=== To do ===
Can you print the data exactly and leave out each image?

=== Recorded information ===
══════════════════════════════
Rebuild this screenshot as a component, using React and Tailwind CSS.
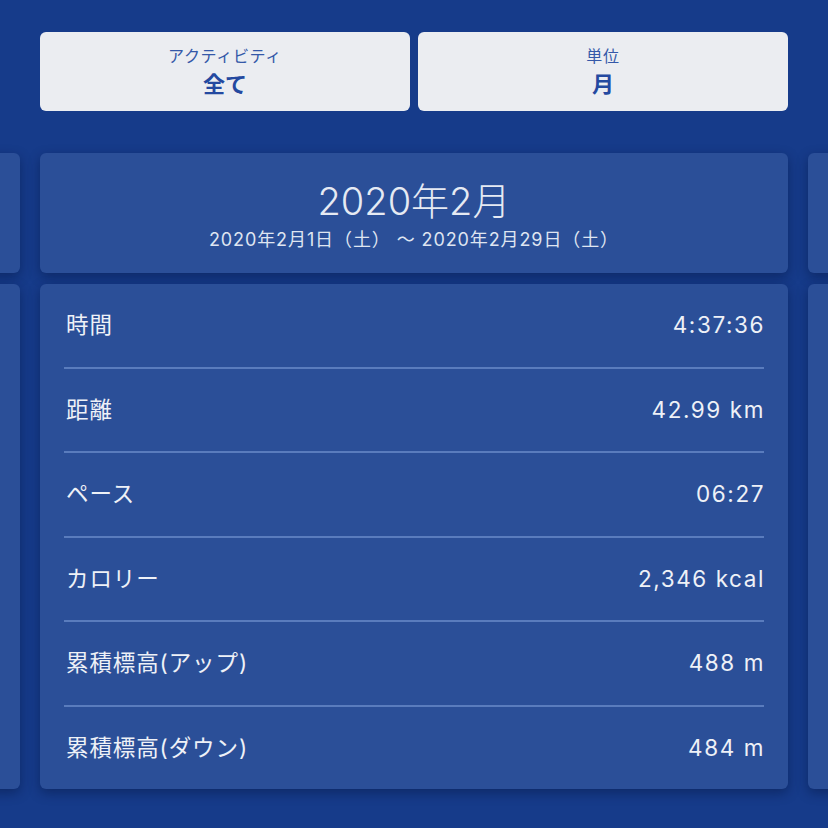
import React from 'react';

const font = { fontFamily: '"Inter", "Noto Sans CJK JP", sans-serif' };

const stats = [
  { label: '時間', value: '4:37:36' },
  { label: '距離', value: '42.99 km' },
  { label: 'ペース', value: '06:27' },
  { label: 'カロリー', value: '2,346 kcal' },
  { label: '累積標高(アップ)', value: '488 m' },
  { label: '累積標高(ダウン)', value: '484 m' },
];

function Selector({ label, value }) {
  return (
    <button className="h-[79px] rounded-md bg-[#ebedf1] flex flex-col items-center justify-center">
      <span className="text-[16px] leading-5 tracking-[0.04em] text-[#3458a8]">{label}</span>
      <span className="mt-1 text-[22px] leading-7 font-bold text-[#2449a0]">{value}</span>
    </button>
  );
}

function Column({ empty }) {
  return (
    <div className="w-[748px] shrink-0 flex flex-col gap-[11px]">
      <div className="h-[120px] rounded-md bg-[#2b4f98] shadow-[0_4px_12px_rgba(5,20,60,0.45)] flex flex-col items-center justify-center">
        {!empty && (
          <>
            <div className="mt-1 text-[38px] leading-[44px] text-[#e6eaf3] font-light">2020年2月</div>
            <div className="mt-[5px] text-[18px] leading-6 tracking-[0.05em] text-[#dfe5f1]">2020年2月1日（土） 〜 2020年2月29日（土）</div>
          </>
        )}
      </div>
      <div className="h-[505px] rounded-md bg-[#2b4f98] shadow-[0_4px_12px_rgba(5,20,60,0.45)] px-6 flex flex-col">
        {!empty &&
          stats.map((s, i) => (
            <div
              key={s.label}
              className={`flex-1 flex items-center justify-between text-[22.5px] tracking-[0.04em] text-[#eef1f7] ${i < stats.length - 1 ? 'border-b-2 border-[#5a7cbd]' : ''}`}
            >
              <span className="pl-[2px]">{s.label}</span>
              <span className="tracking-[0.07em] mr-[-1px]">{s.value}</span>
            </div>
          ))}
      </div>
    </div>
  );
}

export default function App() {
  return (
    <div className="w-[828px] h-[828px] bg-[#163b8a] overflow-hidden" style={font}>
      <div className="px-10 pt-8 grid grid-cols-2 gap-2">
        <Selector label="アクティビティ" value="全て" />
        <Selector label="単位" value="月" />
      </div>
      <div className="mt-[42px] flex justify-center gap-5 pb-6">
        <Column empty />
        <Column />
        <Column empty />
      </div>
    </div>
  );
}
══════════════════════════════
=== Solution ===
Rebuild this screenshot as a component, using React and Tailwind CSS.
import React from 'react';

const font = { fontFamily: '"Inter", "Noto Sans CJK JP", sans-serif' };

const stats = [
  { label: '時間', value: '4:37:36' },
  { label: '距離', value: '42.99 km' },
  { label: 'ペース', value: '06:27' },
  { label: 'カロリー', value: '2,346 kcal' },
  { label: '累積標高(アップ)', value: '488 m' },
  { label: '累積標高(ダウン)', value: '484 m' },
];

function Selector({ label, value }) {
  return (
    <button className="h-[79px] rounded-md bg-[#ebedf1] flex flex-col items-center justify-center">
      <span className="text-[16px] leading-5 tracking-[0.04em] text-[#3458a8]">{label}</span>
      <span className="mt-1 text-[22px] leading-7 font-bold text-[#2449a0]">{value}</span>
    </button>
  );
}

function Column({ empty }) {
  return (
    <div className="w-[748px] shrink-0 flex flex-col gap-[11px]">
      <div className="h-[120px] rounded-md bg-[#2b4f98] shadow-[0_4px_12px_rgba(5,20,60,0.45)] flex flex-col items-center justify-center">
        {!empty && (
          <>
            <div className="mt-1 text-[38px] leading-[44px] text-[#e6eaf3] font-light">2020年2月</div>
            <div className="mt-[5px] text-[18px] leading-6 tracking-[0.05em] text-[#dfe5f1]">2020年2月1日（土） 〜 2020年2月29日（土）</div>
          </>
        )}
      </div>
      <div className="h-[505px] rounded-md bg-[#2b4f98] shadow-[0_4px_12px_rgba(5,20,60,0.45)] px-6 flex flex-col">
        {!empty &&
          stats.map((s, i) => (
            <div
              key={s.label}
              className={`flex-1 flex items-center justify-between text-[22.5px] tracking-[0.04em] text-[#eef1f7] ${i < stats.length - 1 ? 'border-b-2 border-[#5a7cbd]' : ''}`}
            >
              <span className="pl-[2px]">{s.label}</span>
              <span className="tracking-[0.07em] mr-[-1px]">{s.value}</span>
            </div>
          ))}
      </div>
    </div>
  );
}

export default function App() {
  return (
    <div className="w-[828px] h-[828px] bg-[#163b8a] overflow-hidden" style={font}>
      <div className="px-10 pt-8 grid grid-cols-2 gap-2">
        <Selector label="アクティビティ" value="全て" />
        <Selector label="単位" value="月" />
      </div>
      <div className="mt-[42px] flex justify-center gap-5 pb-6">
        <Column empty />
        <Column />
        <Column empty />
      </div>
    </div>
  );
}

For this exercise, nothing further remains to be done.